Daily Archives: March 15, 2012

Object biography #3: A female figurine from the ‘Magician’s tomb’ (Acc. No. 1790)

Ramesseum figurine 1790

Acc. no. 1790 © Paul Cliff

This wooden figurine (20.2 cm high) is among Manchester Museum’s most discussed Egyptian objects. It represents a naked female, with the face of a lion and two movable arms, attached with pegs. In each hand she holds serpents made of metal. The figurine is just one piece from an intriguing group found amidst debris at the bottom of a late Middle Kingdom (c. 1773-1650 BC) shaft burial known as the ‘Ramesseum tomb.’ This name derived from the location of the shaft at the rear of what later became the mortuary temple of Ramesses II. Many of the other objects from the tomb are also in the Manchester collection.

Between 1885 and 1886, W. M. Flinders Petrie and James Quibell discovered and cleared the shaft. The tomb’s contents included ivory protective ‘wands’, ivory clappers, model food offerings, and female fertility figurines. In association – but not connected for sure – with these was found a box containing 118 reed pens (Acc. No. 1882) and a large number of texts written on papyrus. These are known as the ‘Ramesseum papyri’ and are held in the British Museum and other institutions. Information on this fascinating set of documents has now been made accessible by the BM’s Richard Parkinson in an online research catalogue on the museum’s website. The papyri contain largely magico-medical texts, but also literary compositions together with an onomasticon, hymns, and rituals. This unusual collection of evidence suggests the tomb belonging to a skilled, literate individual who used objects such as our wooden figurine in performance. A lector priest – or ‘magician’ – is commonly assumed, hence the burial became known as the ‘magician’s tomb’.

Pens from the Ramesseum tomb box (Acc. no. 1882)

Pens from the Ramesseum tomb box (Acc. no. 1882)

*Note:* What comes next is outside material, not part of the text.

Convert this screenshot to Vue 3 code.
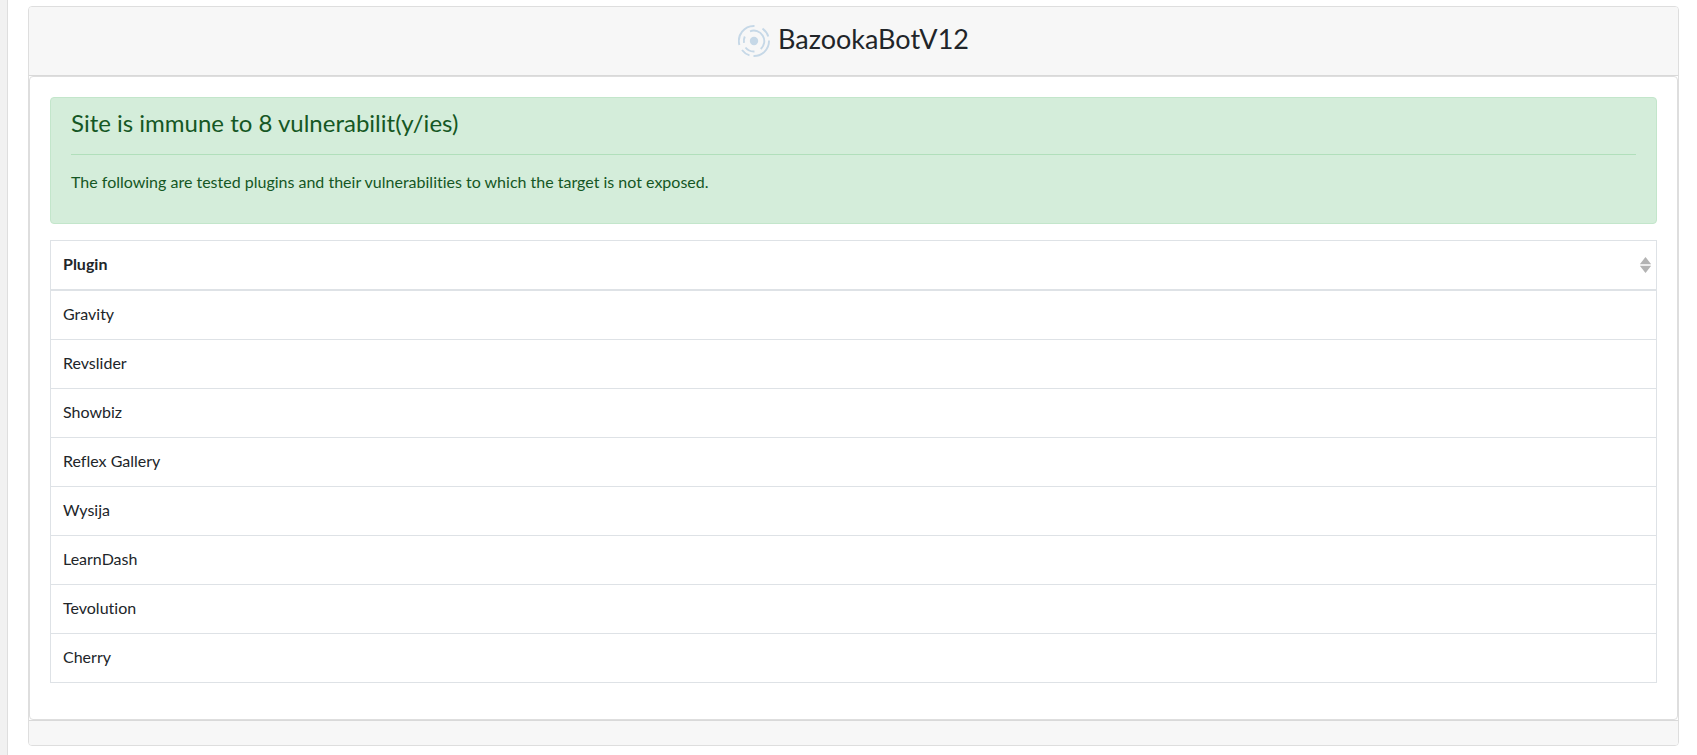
<script setup>
import { ref, computed } from 'vue'

const tested = ['Gravity', 'Revslider', 'Showbiz', 'Reflex Gallery', 'Wysija', 'LearnDash', 'Tevolution', 'Cherry']
const order = ref(0)
const plugins = computed(() => {
  if (order.value === 0) return tested
  return [...tested].sort((a, b) => order.value * a.localeCompare(b))
})
function toggleSort() {
  order.value = order.value === 1 ? -1 : 1
}
</script>

<template>
  <div class="layout">
    <aside class="rail"></aside>
    <main class="content">
      <article class="card">
        <header class="card-header">
          <svg class="logo" viewBox="0 0 32 32" aria-hidden="true">
            <circle cx="16" cy="16" r="4.2" fill="#c6d8e7" />
            <g fill="none" stroke="#c6d8e7" stroke-width="1.9">
              <path d="M1.400 20A15 15 0 0 1 16.500 1" />
              <path d="M24.500 3.600A15 15 0 0 1 30.300 11.500" />
              <path d="M31 15.500A15 15 0 0 1 15.500 31" />
              <path d="M11.500 30.300A15 15 0 0 1 4 25" />
              <path d="M12 6.300A10.500 10.500 0 0 1 22.700 24" />
              <path d="M6 17.800A10.500 10.500 0 0 1 6.800 11.500" />
              <path d="M16.500 26.500A10.500 10.500 0 0 1 7.500 22.500" />
            </g>
          </svg>
          <h1 class="title">BazookaBotV12</h1>
        </header>
        <section class="card-body">
          <div class="alert" role="status">
            <h2 class="alert-heading">Site is immune to 8 vulnerabilit(y/ies)</h2>
            <hr class="divider" />
            <p class="alert-text">The following are tested plugins and their vulnerabilities to which the target is not exposed.</p>
          </div>
          <table class="plugins">
            <thead>
              <tr>
                <th scope="col">
                  <button class="sort" type="button" @click="toggleSort">
                    <span>Plugin</span>
                    <svg class="arrows" viewBox="0 0 11 16" aria-hidden="true">
                      <path d="M5.500 0L11 7H0z" fill="#b3b3b3" />
                      <path d="M0 7h11v2H0z" fill="#ececec" />
                      <path d="M0 9h11L5.500 16z" fill="#b3b3b3" />
                    </svg>
                  </button>
                </th>
              </tr>
            </thead>
            <tbody>
              <tr v-for="plugin in plugins" :key="plugin">
                <td>{{ plugin }}</td>
              </tr>
            </tbody>
          </table>
        </section>
        <footer class="card-footer"></footer>
      </article>
    </main>
  </div>
</template>

<style>
body {
  margin: 0;
  background: #fff;
}
</style>

<style scoped>
.layout {
  display: flex;
  min-height: 100vh;
  color: #212529;
  font: 400 16px/22px "Proxima Nova", Lato, sans-serif;
  font-variant-ligatures: none;
}
.rail {
  flex: none;
  width: 7px;
  background: #f1f1f1;
  border-right: 1px solid #dedede;
}
.content {
  flex: 1;
  min-width: 0;
  padding: 6px 18px 9px 20px;
}
.card {
  border: 1px solid #dedede;
  border-radius: 4px;
  background: #fff;
}
.card-header {
  display: flex;
  align-items: center;
  justify-content: center;
  gap: 8px;
  padding: 12px 20px;
  min-height: 44px;
  background: #f7f7f7;
  border-bottom: 1px solid #d9d9d9;
  border-radius: 3px 3px 0 0;
}
.logo {
  flex: none;
  width: 32px;
  height: 32px;
}
.title {
  margin: 0;
  padding-bottom: 4px;
  font-size: 27px;
  line-height: 34px;
  font-weight: 400;
}
.card-body {
  padding: 20px 20px 36px;
  border: 1px solid #dedede;
  border-radius: 4px;
}
.alert {
  margin-bottom: 16px;
  padding: 12px 20px;
  color: #155724;
  background: #d4edda;
  border: 1px solid #c3e6cb;
  border-radius: 4px;
}
.alert-heading {
  margin: 0;
  font-size: 24px;
  line-height: 26px;
  font-weight: 400;
}
.divider {
  margin: 18px 0 16px;
  border: 0;
  border-top: 1px solid #b1dfbb;
}
.alert-text {
  margin: 0 0 18px;
}
.plugins {
  width: 100%;
  border: 1px solid #dee2e6;
  border-collapse: separate;
  border-spacing: 0;
}
th {
  padding: 0;
  border-bottom: 2px solid #dee2e6;
}
td {
  padding: 12px 12px 14px;
  border-bottom: 1px solid #dee2e6;
}
tr:last-child td {
  border-bottom: 0;
}
.sort {
  display: flex;
  align-items: center;
  justify-content: space-between;
  width: 100%;
  min-height: 48px;
  padding: 0 5px 0 12px;
  color: inherit;
  background: none;
  border: 0;
  font: inherit;
  font-weight: 700;
  text-align: left;
  cursor: pointer;
}
.sort span {
  padding-bottom: 2px;
}
.arrows {
  width: 11px;
  height: 16px;
}
.card-footer {
  min-height: 24px;
  background: #f7f7f7;
  border-top: 1px solid #d9d9d9;
  border-radius: 0 0 3px 3px;
}
</style>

The Ramesseum group is of special importance because, collectively, it suggests a social context for the use of objects and texts together in performance. Could these have belonged to a literate, ritual expert – a practitioner of magic – in the late Middle Kingdom? These issues will be explored using Manchester’s Ramesseum objects in the new Egyptian World gallery.

Acc. No. 1790 is certainly one of the most well-published pieces in the collection (her entry in our digital catalogue has 19 images – while many have none!). She is often used to illustrate the practice of ritual and magic – though no one is quite sure how she ‘worked’. That the figurine was used is indicated by signs of alteration to fit the feet into a base. Does she actually represent a deity, or wear a mask? Which divine face is it: female version of the lion-headed dwarf gods Bes or Aha? And are the serpents she grasps – thus rendering them harmless and under her control – the same as the snake ‘wand’, now in the Fitzwilliam, found entangled with hair in the Ramesseum tomb? She raises many more questions than she answers.1790 nude female figurine

I recently discussed the meaning of the figurine with some Manchester University anthropology students examining the archaeological evidence of ritual. One of the group inferred a sexual connotation to the figure’s nudity, but was rebuffed by a colleague who thought this an imposition of a modern, Western perspective. While there is plentiful evidence from Pharaonic Egypt for nude female fertility figurines, including several from the ‘Magician’s’ tomb’, 1790 does not fit easily into this category.

It is, I think, important for Egyptologists and museum professionals to admit to the limits of our knowledge when examining objects. While we can offer educated guesses based on comparable material and cultural context, admitting uncertainty about an object’s function ought not to be taboo. 1790 and its findspot in the Ramesseum tomb group offer a more tantalising glimpse than most.